日本地震学会2024年度秋季大会

講演情報

ポスター会場(2日目)

一般セッション » S06. 地殻構造

[S06P] PM-P

2024年10月21日(月) 17:15 〜 18:45 ポスター会場 (2階メインホール)

[S06P-01] 北海道根室沖の稠密OBS探査データへの全波形インバージョン解析の適用

*東 龍介1、藤江 剛2 (1. 東北大学大学院理学研究科附属地震・噴火予知研究観測センター、2. 海洋研究開発機構)
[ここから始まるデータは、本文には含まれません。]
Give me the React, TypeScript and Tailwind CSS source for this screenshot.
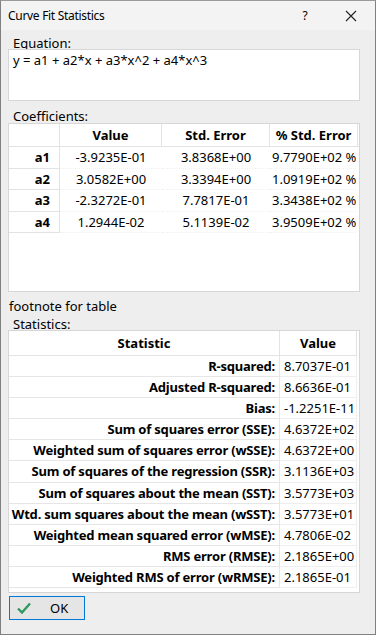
import React from "react";

const coeffs = [
  ["a1", "-3.9235E-01", "3.8368E+00", "9.7790E+02 %"],
  ["a2", "3.0582E+00", "3.3394E+00", "1.0919E+02 %"],
  ["a3", "-2.3272E-01", "7.7817E-01", "3.3438E+02 %"],
  ["a4", "1.2944E-02", "5.1139E-02", "3.9509E+02 %"],
];

const stats = [
  ["R-squared:", "8.7037E-01"],
  ["Adjusted R-squared:", "8.6636E-01"],
  ["Bias:", "-1.2251E-11"],
  ["Sum of squares error (SSE):", "4.6372E+02"],
  ["Weighted sum of squares error (wSSE):", "4.6372E+00"],
  ["Sum of squares of the regression (SSR):", "3.1136E+03"],
  ["Sum of squares about the mean (SST):", "3.5773E+03"],
  ["Wtd. sum squares about the mean (wSST):", "3.5773E+01"],
  ["Weighted mean squared error (wMSE):", "4.7806E-02"],
  ["RMS error (RMSE):", "2.1865E+00"],
  ["Weighted RMS of error (wRMSE):", "2.1865E-01"],
];

export default function App() {
  return (
    <div
      className="w-[376px] h-[635px] flex flex-col bg-[#eeeeee] border border-[#808080] border-t-[#9a9a9a] overflow-hidden text-black"
      style={{ fontFamily: '"Noto Sans", "Open Sans", sans-serif' }}
    >
      {/* Title bar */}
      <div className="h-[29px] shrink-0 bg-[#f3f3f3] flex items-center pl-[7px] text-[12px]">
        <span className="flex-1 tracking-[-0.3px]">Curve Fit Statistics</span>
        <span className="w-[12px] text-center mr-[34px] text-[12px]">?</span>
        <svg width="12" height="12" viewBox="0 0 12 12" className="mr-[18px]">
          <path d="M1 1 L11 11 M11 1 L1 11" stroke="#222" strokeWidth="1.1" />
        </svg>
      </div>

      <div className="flex flex-col pl-[7px] text-[13px]">
        {/* Equation */}
        <div className="h-[19px] pl-[5px] pt-[5px] leading-[16px]">Equation:</div>
        <div className="w-[352px] h-[52px] bg-white border border-[#d6d6d6] pl-[4px] leading-[20px] text-[13px]">
          y = a1 + a2*x + a3*x^2 + a4*x^3
        </div>

        {/* Coefficients */}
        <div className="h-[22px] pl-[5px] pt-[7px] leading-[16px]">Coefficients:</div>
        <div className="w-[352px] h-[169px] bg-white border border-[#d6d6d6] overflow-hidden">
          <div className="flex h-[23px] border-b border-[#e3e3e3] font-bold leading-[22px]">
            <div className="w-[51px] shrink-0 border-r border-[#e3e3e3]" />
            <div className="w-[102px] shrink-0 border-r border-[#e3e3e3] text-center">Value</div>
            <div className="w-[108px] shrink-0 border-r border-[#e3e3e3] text-center">Std. Error</div>
            <div className="w-[88px] shrink-0 border-r border-[#e3e3e3] text-center whitespace-nowrap">% Std. Error</div>
          </div>
          {coeffs.map((r) => (
            <div key={r[0]} className="flex h-[21.5px] leading-[20px]">
              <div className="w-[51px] shrink-0 border-r border-b border-[#e3e3e3] text-right pr-[9px] font-bold">
                {r[0]}
              </div>
              <div className="w-[102px] shrink-0 border-b border-dotted border-[#f0f0f0] text-center">{r[1]}</div>
              <div className="w-[108px] shrink-0 border-b border-dotted border-[#f0f0f0] text-center">{r[2]}</div>
              <div className="w-[86px] shrink-0 border-b border-dotted border-[#f0f0f0] whitespace-nowrap overflow-hidden pl-[2px]">
                {r[3]}
              </div>
            </div>
          ))}
        </div>

        {/* Footnote */}
        <div className="h-[22px] pl-[1px] pt-[7px] leading-[14px]">footnote for table</div>
        <div className="h-[16px] pl-[5px] pt-[2px] leading-[16px]">Statistics:</div>

        {/* Statistics */}
        <div className="w-[352px] h-[263px] bg-white border border-[#d6d6d6] overflow-hidden">
          <div className="flex h-[25px] font-bold leading-[24px]">
            <div className="w-[271px] shrink-0 border-r border-b border-[#e3e3e3] text-center">Statistic</div>
            <div className="w-[77px] shrink-0 border-r border-b border-[#e3e3e3] text-center">Value</div>
          </div>
          {stats.map((r) => (
            <div key={r[0]} className="flex h-[21.1px] leading-[20px]">
              <div className="w-[271px] shrink-0 border-r border-b border-[#e6e6e6] text-right pr-[4px] font-bold whitespace-nowrap tracking-[-0.2px]">
                {r[0]}
              </div>
              <div className="w-[77px] shrink-0 border-r border-b border-[#eeeeee] pl-[4px] whitespace-nowrap">
                {r[1]}
              </div>
            </div>
          ))}
        </div>

        {/* OK button */}
        <div className="mt-[3px] ml-[1px] w-[76px] h-[24px] border border-[#0078d7] bg-[#e5e5e5] flex items-center">
          <svg width="14" height="12" viewBox="0 0 14 12" className="ml-[7px]">
            <path d="M1 6.5 L5 10.5 L13 1.5" fill="none" stroke="#2f9a5e" strokeWidth="2.4" />
          </svg>
          <span className="ml-[19px] text-[13px] leading-[16px]">OK</span>
        </div>
      </div>
    </div>
  );
}
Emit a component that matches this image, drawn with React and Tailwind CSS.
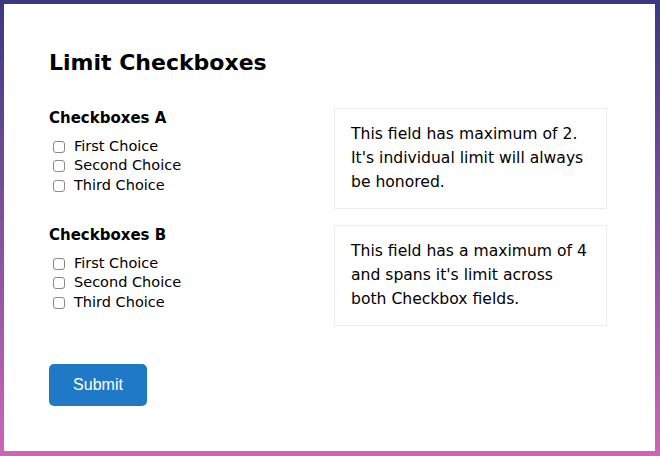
import { useState } from 'react';

const groups = [
  {
    title: 'Checkboxes A',
    note: "This field has maximum of 2. It's individual limit will always be honored.",
  },
  {
    title: 'Checkboxes B',
    note: "This field has a maximum of 4 and spans it's limit across both Checkbox fields.",
  },
];

const choices = ['First Choice', 'Second Choice', 'Third Choice'];

function CheckGroup({ title, note }) {
  return (
    <div className="flex">
      <div className="w-[285px]">
        <h2 className="text-[15px] leading-[20px] font-bold">{title}</h2>
        <div className="mt-[9px]">
          {choices.map((c) => (
            <label key={c} className="flex items-center h-[19.5px] text-[14.5px]">
              <span className="ml-[4px] mr-[9px] w-[12px] h-[12px] rounded-[3px] border border-[#8a8a8a] bg-white" />
              {c}
            </label>
          ))}
        </div>
      </div>
      <div className="w-[273px] h-[101px] border border-[#ececec] px-[16px] pt-[13px] text-[15.6px] leading-[24px]">
        {note}
      </div>
    </div>
  );
}

export default function App() {
  const [sent, setSent] = useState(false);

  return (
    <div className="w-[660px] h-[456px] bg-gradient-to-b from-[#3b3880] to-[#cc66b6] pt-[4px] pl-[4px] pr-[5px] pb-[5px] flex">
      <div
        className="flex-1 bg-white pl-[45px] pt-[45px] text-black"
        style={{ fontFamily: '"DejaVu Sans", sans-serif' }}
      >
        <h1 className="text-[22px] leading-[28px] font-bold">Limit Checkboxes</h1>
        <div className="mt-[31px] flex flex-col gap-[16px]">
          {groups.map((g) => (
            <CheckGroup key={g.title} {...g} />
          ))}
        </div>
        <button
          onClick={() => setSent(true)}
          className="mt-[38px] w-[98px] h-[42px] rounded-[5px] bg-[#2079c7] text-white text-[16px]"
          style={{ fontFamily: '"Liberation Sans", Arial, sans-serif' }}
        >
          {sent ? 'Submit' : 'Submit'}
        </button>
      </div>
    </div>
  );
}
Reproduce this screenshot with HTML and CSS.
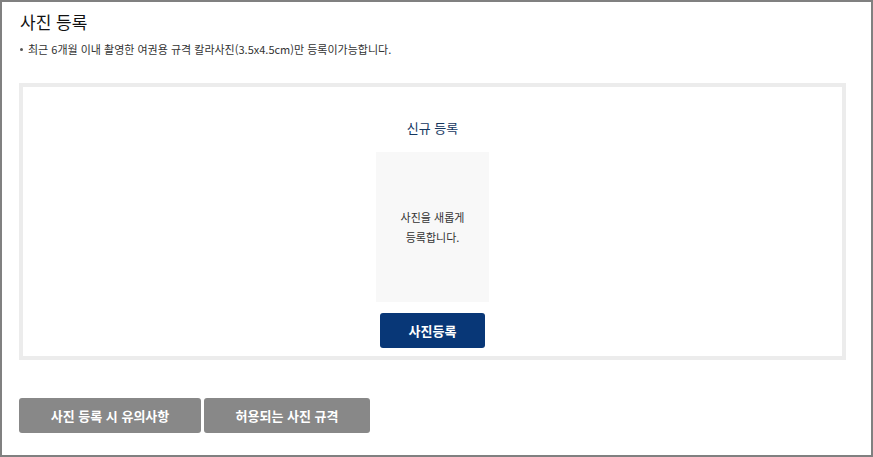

稠密海底地震計(OBS)アレイによる探査データに周波数領域の音響波・全波形インバージョン(acoustic FWI)を適用した構造モデリングが、南海トラフなどの比較的浅海域において成果を上げつつある。弾性波(elastic)である実観測データを音響波(acoustic)で近似して扱うため、acoustic FWIでは弾性波の影響を無視できる初動付近の波形データに重心を置いて解析するのが一般的である。浅海域の場合、オフセット距離(OBSと震源の水平距離)が短い場所では浅層の堆積層からの屈折波が初動となり、オフセットが大きくなるに連れ深層の地殻やマントルからの屈折波が初動となるため、acoustic FWIでも浅層から深層までモデリングしやすい。一方、深海域では、浅層の堆積層からの屈折波は水中直達波の影に隠れるなどのために初動となりにくい。そのため、acoustic FWIで深海域の地下構造をモデリングするのは一筋縄ではいかない可能性がある。そこで、本研究では、浅海域から深海域までを含む長大測線で実施した稠密OBS構造探査の実データを用いることで、acoustic FWIの実用性や課題を把握するとともに、効果的な適用方法の確立を目指していく。本研究で用いるデータは、海洋研究開発機構の研究船「かいれい」KR19-07航海で取得された千島海溝の前弧域(水深200m)から海溝(水深7400m)を横切りアウターライズに至る全長208 kmの測線沿いにOBS 80台を約2 km間隔で設置して取得したものである。水深によるacoustic FWIの違いを検討するために、まずは解析領域をOBS 20台ずつの区間(区間1:海溝からの距離15〜55 km、区間2:35〜75 km、区間3:55〜95 km、区間4:75〜115 km、区間5:95〜135 km)に区切って acoustic FWIを適用した。FWIの適用にあたり、すべての区間のデータについて、共通の前処理を施すとともに共通のパラメータを用いた。具体的には、前処理として2-20 Hzバンドパスフィルター、メディアンフィルター、RMS振幅による規格化、幾何減衰の補正、初動前の時間窓のミュートを施し、初期構造モデルとしては走時トモグラフィにより得られたP波速度モデル(既往モデル)を採用している。その結果、最も浅い区間5の解析では、期待通り安定してFWIによりモデルが更新されることが分かった。しかし、相対的に水深が大きい区間1〜4では、計算の初期に浅層に非現実的な低速度帯などの偽造が作り出されるなど、画一的なacoustic FWIの適用方法では成功しているとは言い難い状況であることも明らかになった。今後、水深やデータに応じて時間ダンピング、平滑化パラメタ、初期構造、ミュートの設計などを変えることで、FWIの安定化を阻んでいる要因について検討を進め、様々な水深でも安定してacoustic FWIによって詳細構造をイメージングすることを目指していく。